Wakil Menkeu Suahasil Nazara menambahkan, sejauh ini, defisit fiskal sepanjang tahun masih didesain sebesar 2,29 persen dari PDB. ”Penerimaan memang ada kontraksi, di belanja ada percepatan belanja akibat pemilu, dan surplus mengecil dibandingkan tahun lalu. Tetapi, posisi ini setiap bulan akan berubah dan akan terus kita pantau,” ujarnya.
Peneliti Makroekonomi dan Keuangan Lembaga Penelitian Ekonomi dan Sosial Fakultas Ekonomi dan Bisnis Universitas Indonesia Teuku Riefky menilai, melemahnya kinerja pajak di awal tahun ini dapat dimaklumi karena adanya faktor kondisi perlambatan aktivitas ekonomi global dan domestik. Beberapa hal itu bisa saja menambah risiko tekanan defisit fiskal hingga melebar di atas target awal APBN.
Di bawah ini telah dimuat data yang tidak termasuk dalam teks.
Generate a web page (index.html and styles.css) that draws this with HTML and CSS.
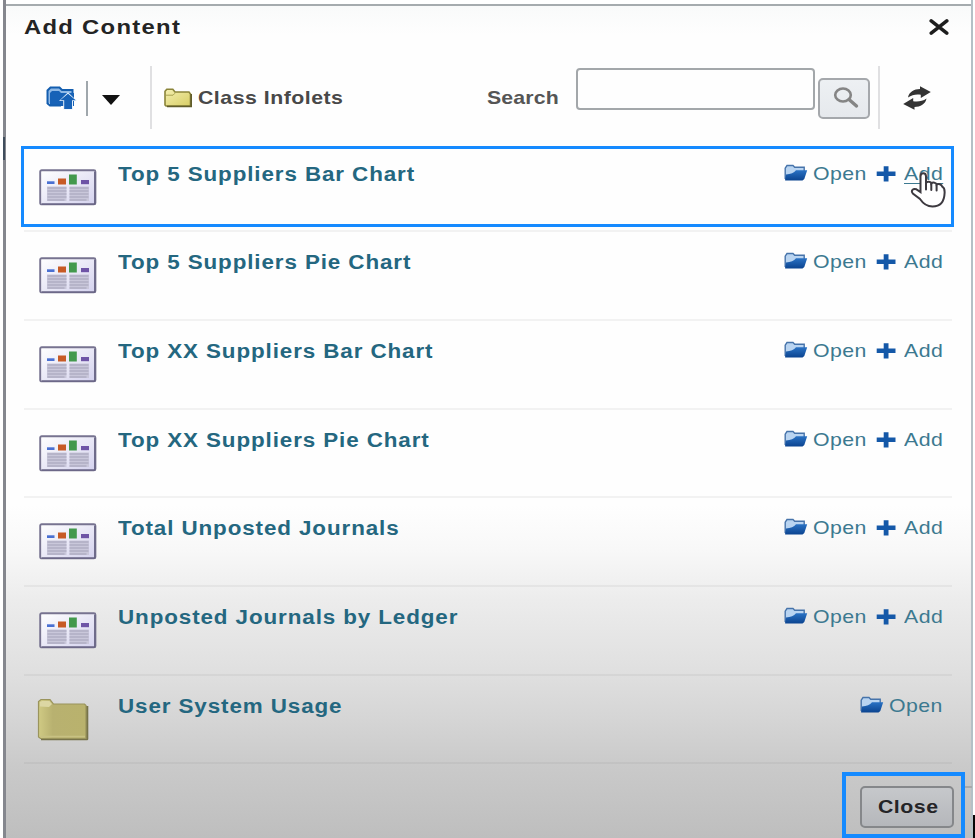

Meski ada tekanan, ia menilai keuangan negara akan tetap terkelola di bawah batas defisit yang aman. "Jadi semestinya defisit masih akan tetap terjaga. Harapannya juga di sisa tahun ini kondisi ekonomi membaik. Ketidakpastian politik sudah turun karena pemerintahan baru sudah terpilih dan tekanan saat ini seperti tensi geopolitik dan kebijakan moneter yang higher for longer akan berkurang," kata Riefky.